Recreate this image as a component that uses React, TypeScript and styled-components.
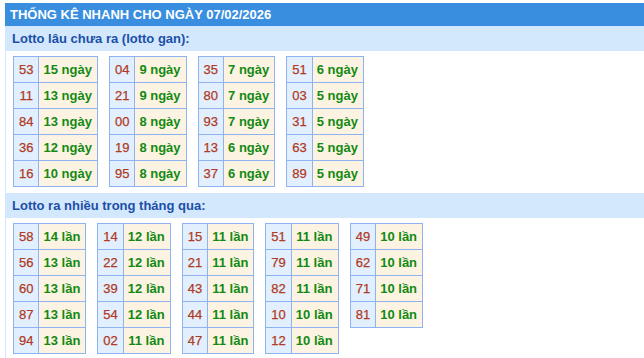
import styled, { createGlobalStyle } from 'styled-components';

const GlobalStyle = createGlobalStyle`
  body {
    margin: 0;
    background: #fff;
    font-family: 'Liberation Sans', Arial, sans-serif;
    overflow: hidden;
  }
`;

type Entry = [string, string];

const ganGroups: Entry[][] = [
  [['53', '15'], ['11', '13'], ['84', '13'], ['36', '12'], ['16', '10']],
  [['04', '9'], ['21', '9'], ['00', '8'], ['19', '8'], ['95', '8']],
  [['35', '7'], ['80', '7'], ['93', '7'], ['13', '6'], ['37', '6']],
  [['51', '6'], ['03', '5'], ['31', '5'], ['63', '5'], ['89', '5']],
];

const hotGroups: Entry[][] = [
  [['58', '14'], ['56', '13'], ['60', '13'], ['87', '13'], ['94', '13']],
  [['14', '12'], ['22', '12'], ['39', '12'], ['54', '12'], ['02', '11']],
  [['15', '11'], ['21', '11'], ['43', '11'], ['44', '11'], ['47', '11']],
  [['51', '11'], ['79', '11'], ['82', '11'], ['10', '10'], ['12', '10']],
  [['49', '10'], ['62', '10'], ['71', '10'], ['81', '10']],
];

function StatTable({ rows, unit }: { rows: Entry[]; unit: string }) {
  return (
    <Table>
      <tbody>
        {rows.map(([num, count]) => (
          <tr key={num}>
            <NumCell>{num}</NumCell>
            <CountCell>
              {count} {unit}
            </CountCell>
          </tr>
        ))}
      </tbody>
    </Table>
  );
}

export default function App() {
  return (
    <>
      <GlobalStyle />
      <Page>
        <Title>THỐNG KÊ NHANH CHO NGÀY 07/02/2026</Title>
        <Body>
          <Label>Lotto lâu chưa ra (lotto gan):</Label>
          <Tables>
            {ganGroups.map((g, i) => (
              <StatTable key={i} rows={g} unit='ngày' />
            ))}
          </Tables>
          <Label>Lotto ra nhiều trong tháng qua:</Label>
          <Tables>
            {hotGroups.map((g, i) => (
              <StatTable key={i} rows={g} unit='lần' />
            ))}
          </Tables>
        </Body>
      </Page>
    </>
  );
}

const Page = styled.div`
  padding: 3px 0 0 5px;
`;

const Title = styled.div`
  height: 23px;
  line-height: 23px;
  padding-left: 5px;
  background: #3a8ee0;
  color: #fff;
  font-size: 13px;
  font-weight: 700;
`;

const Body = styled.div`
  border-left: 1px solid #d4e6fb;
`;

const Label = styled.div`
  height: 25px;
  line-height: 25px;
  margin-left: -1px;
  padding-left: 7px;
  background: #d4e8fd;
  color: #1b4fa8;
  font-size: 13px;
  font-weight: 700;
`;

const Tables = styled.div`
  display: flex;
  flex-wrap: wrap;
  align-items: flex-start;
  gap: 11px;
  padding: 5px 0 6px 7px;
`;

const Table = styled.table`
  border-collapse: collapse;
  font-size: 13px;
`;

const Cell = styled.td`
  height: 25px;
  padding: 0 5px;
  border: 1px solid #8fb2f0;
  text-align: center;
  white-space: nowrap;
`;

const NumCell = styled(Cell)`
  background: #e2effe;
  color: #b03a22;
  -webkit-text-stroke: 0.25px #b03a22;
`;

const CountCell = styled(Cell)`
  padding-left: 4px;
  background: #fdf3e3;
  color: #128a12;
  font-weight: 700;
`;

════════════════════

Return all of the data exactly as written, and drop the pictures.

Recreate this image as a component that uses React, TypeScript and styled-components.
import styled, { createGlobalStyle } from 'styled-components';

const GlobalStyle = createGlobalStyle`
  body {
    margin: 0;
    background: #fff;
    font-family: 'Liberation Sans', Arial, sans-serif;
    overflow: hidden;
  }
`;

type Entry = [string, string];

const ganGroups: Entry[][] = [
  [['53', '15'], ['11', '13'], ['84', '13'], ['36', '12'], ['16', '10']],
  [['04', '9'], ['21', '9'], ['00', '8'], ['19', '8'], ['95', '8']],
  [['35', '7'], ['80', '7'], ['93', '7'], ['13', '6'], ['37', '6']],
  [['51', '6'], ['03', '5'], ['31', '5'], ['63', '5'], ['89', '5']],
];

const hotGroups: Entry[][] = [
  [['58', '14'], ['56', '13'], ['60', '13'], ['87', '13'], ['94', '13']],
  [['14', '12'], ['22', '12'], ['39', '12'], ['54', '12'], ['02', '11']],
  [['15', '11'], ['21', '11'], ['43', '11'], ['44', '11'], ['47', '11']],
  [['51', '11'], ['79', '11'], ['82', '11'], ['10', '10'], ['12', '10']],
  [['49', '10'], ['62', '10'], ['71', '10'], ['81', '10']],
];

function StatTable({ rows, unit }: { rows: Entry[]; unit: string }) {
  return (
    <Table>
      <tbody>
        {rows.map(([num, count]) => (
          <tr key={num}>
            <NumCell>{num}</NumCell>
            <CountCell>
              {count} {unit}
            </CountCell>
          </tr>
        ))}
      </tbody>
    </Table>
  );
}

export default function App() {
  return (
    <>
      <GlobalStyle />
      <Page>
        <Title>THỐNG KÊ NHANH CHO NGÀY 07/02/2026</Title>
        <Body>
          <Label>Lotto lâu chưa ra (lotto gan):</Label>
          <Tables>
            {ganGroups.map((g, i) => (
              <StatTable key={i} rows={g} unit='ngày' />
            ))}
          </Tables>
          <Label>Lotto ra nhiều trong tháng qua:</Label>
          <Tables>
            {hotGroups.map((g, i) => (
              <StatTable key={i} rows={g} unit='lần' />
            ))}
          </Tables>
        </Body>
      </Page>
    </>
  );
}

const Page = styled.div`
  padding: 3px 0 0 5px;
`;

const Title = styled.div`
  height: 23px;
  line-height: 23px;
  padding-left: 5px;
  background: #3a8ee0;
  color: #fff;
  font-size: 13px;
  font-weight: 700;
`;

const Body = styled.div`
  border-left: 1px solid #d4e6fb;
`;

const Label = styled.div`
  height: 25px;
  line-height: 25px;
  margin-left: -1px;
  padding-left: 7px;
  background: #d4e8fd;
  color: #1b4fa8;
  font-size: 13px;
  font-weight: 700;
`;

const Tables = styled.div`
  display: flex;
  flex-wrap: wrap;
  align-items: flex-start;
  gap: 11px;
  padding: 5px 0 6px 7px;
`;

const Table = styled.table`
  border-collapse: collapse;
  font-size: 13px;
`;

const Cell = styled.td`
  height: 25px;
  padding: 0 5px;
  border: 1px solid #8fb2f0;
  text-align: center;
  white-space: nowrap;
`;

const NumCell = styled(Cell)`
  background: #e2effe;
  color: #b03a22;
  -webkit-text-stroke: 0.25px #b03a22;
`;

const CountCell = styled(Cell)`
  padding-left: 4px;
  background: #fdf3e3;
  color: #128a12;
  font-weight: 700;
`;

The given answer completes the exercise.